Short problem:
Transcribe the material exactly. Images do not belong in the copy.

Available data:
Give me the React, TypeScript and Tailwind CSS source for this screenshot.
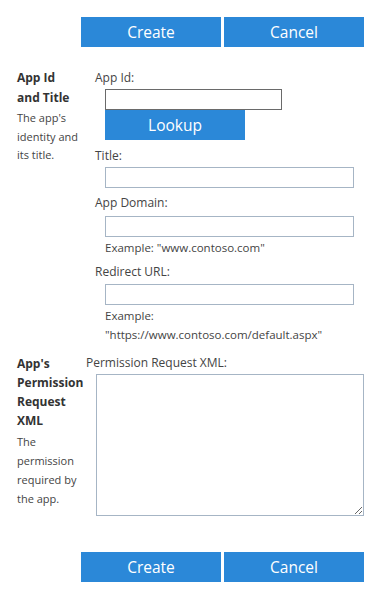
import React from "react";

const font = { fontFamily: '"Open Sans", "Noto Sans", sans-serif' };

function Buttons() {
  return (
    <div className="flex gap-[3px] pl-[81px]">
      <button className="w-[140px] h-[30px] bg-[#2b88d8] text-white text-[15.5px] leading-[30px]">Create</button>
      <button className="w-[140px] h-[30px] bg-[#2b88d8] text-white text-[15.5px] leading-[30px]">Cancel</button>
    </div>
  );
}

export default function App() {
  return (
    <div className="w-[384px] h-[600px] bg-white text-[#444] pt-[17px]" style={font}>
      <Buttons />

      {/* Section 1 */}
      <div className="flex mt-[21px]">
        <div className="w-[95px] pl-[17px] shrink-0">
          <div className="text-[12px] font-bold text-[#333] leading-[19.5px]">
            App Id<br />and Title
          </div>
          <div className="text-[11px] leading-[18.5px] mt-[2px] whitespace-nowrap">
            The app's<br />identity and<br />its title.
          </div>
        </div>
        <div className="flex flex-col">
          <div className="text-[12px] leading-[20px]">App Id:</div>
          <input className="ml-[10px] mt-[1px] w-[177px] h-[21px] border border-[#6a6a6a] outline-none" />
          <button className="ml-[10px] w-[140px] h-[30px] bg-[#2b88d8] text-white text-[15.5px] leading-[30px]">Lookup</button>

          <div className="text-[12px] leading-[20px] mt-[6px]">Title:</div>
          <input className="ml-[10px] mt-[1px] w-[249px] h-[21px] border border-[#a6b5c5] outline-none" />

          <div className="text-[12px] leading-[20px] mt-[5px]">App Domain:</div>
          <input className="ml-[10px] mt-[3px] w-[249px] h-[21px] border border-[#a6b5c5] outline-none" />
          <div className="ml-[10px] text-[11.5px] leading-[19px] mt-[1px]">Example: "www.contoso.com"</div>

          <div className="text-[12px] leading-[20px] mt-[5px]">Redirect URL:</div>
          <input className="ml-[10px] mt-[2px] w-[249px] h-[21px] border border-[#a6b5c5] outline-none" />
          <div className="ml-[10px] text-[11.5px] leading-[19px] mt-[1px]">
            Example:<br />"https://www.contoso.com/default.aspx"
          </div>
        </div>
      </div>

      {/* Section 2 */}
      <div className="flex mt-[9px]">
        <div className="w-[86px] pl-[17px] shrink-0 pt-[1px]">
          <div className="text-[12px] font-bold text-[#333] leading-[19px] whitespace-nowrap">
            App's<br />Permission<br />Request<br />XML
          </div>
          <div className="text-[11px] leading-[19px] mt-[2px] whitespace-nowrap">
            The<br />permission<br />required by<br />the app.
          </div>
        </div>
        <div className="flex flex-col">
          <div className="text-[12px] leading-[20px]">Permission Request XML:</div>
          <textarea className="ml-[10px] mt-[1px] w-[268px] h-[142px] border border-[#a6b5c5] outline-none" />
        </div>
      </div>

      <div className="mt-[36px]">
        <Buttons />
      </div>
    </div>
  );
}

Task result:
Give me the React, TypeScript and Tailwind CSS source for this screenshot.
import React from "react";

const font = { fontFamily: '"Open Sans", "Noto Sans", sans-serif' };

function Buttons() {
  return (
    <div className="flex gap-[3px] pl-[81px]">
      <button className="w-[140px] h-[30px] bg-[#2b88d8] text-white text-[15.5px] leading-[30px]">Create</button>
      <button className="w-[140px] h-[30px] bg-[#2b88d8] text-white text-[15.5px] leading-[30px]">Cancel</button>
    </div>
  );
}

export default function App() {
  return (
    <div className="w-[384px] h-[600px] bg-white text-[#444] pt-[17px]" style={font}>
      <Buttons />

      {/* Section 1 */}
      <div className="flex mt-[21px]">
        <div className="w-[95px] pl-[17px] shrink-0">
          <div className="text-[12px] font-bold text-[#333] leading-[19.5px]">
            App Id<br />and Title
          </div>
          <div className="text-[11px] leading-[18.5px] mt-[2px] whitespace-nowrap">
            The app's<br />identity and<br />its title.
          </div>
        </div>
        <div className="flex flex-col">
          <div className="text-[12px] leading-[20px]">App Id:</div>
          <input className="ml-[10px] mt-[1px] w-[177px] h-[21px] border border-[#6a6a6a] outline-none" />
          <button className="ml-[10px] w-[140px] h-[30px] bg-[#2b88d8] text-white text-[15.5px] leading-[30px]">Lookup</button>

          <div className="text-[12px] leading-[20px] mt-[6px]">Title:</div>
          <input className="ml-[10px] mt-[1px] w-[249px] h-[21px] border border-[#a6b5c5] outline-none" />

          <div className="text-[12px] leading-[20px] mt-[5px]">App Domain:</div>
          <input className="ml-[10px] mt-[3px] w-[249px] h-[21px] border border-[#a6b5c5] outline-none" />
          <div className="ml-[10px] text-[11.5px] leading-[19px] mt-[1px]">Example: "www.contoso.com"</div>

          <div className="text-[12px] leading-[20px] mt-[5px]">Redirect URL:</div>
          <input className="ml-[10px] mt-[2px] w-[249px] h-[21px] border border-[#a6b5c5] outline-none" />
          <div className="ml-[10px] text-[11.5px] leading-[19px] mt-[1px]">
            Example:<br />"https://www.contoso.com/default.aspx"
          </div>
        </div>
      </div>

      {/* Section 2 */}
      <div className="flex mt-[9px]">
        <div className="w-[86px] pl-[17px] shrink-0 pt-[1px]">
          <div className="text-[12px] font-bold text-[#333] leading-[19px] whitespace-nowrap">
            App's<br />Permission<br />Request<br />XML
          </div>
          <div className="text-[11px] leading-[19px] mt-[2px] whitespace-nowrap">
            The<br />permission<br />required by<br />the app.
          </div>
        </div>
        <div className="flex flex-col">
          <div className="text-[12px] leading-[20px]">Permission Request XML:</div>
          <textarea className="ml-[10px] mt-[1px] w-[268px] h-[142px] border border-[#a6b5c5] outline-none" />
        </div>
      </div>

      <div className="mt-[36px]">
        <Buttons />
      </div>
    </div>
  );
}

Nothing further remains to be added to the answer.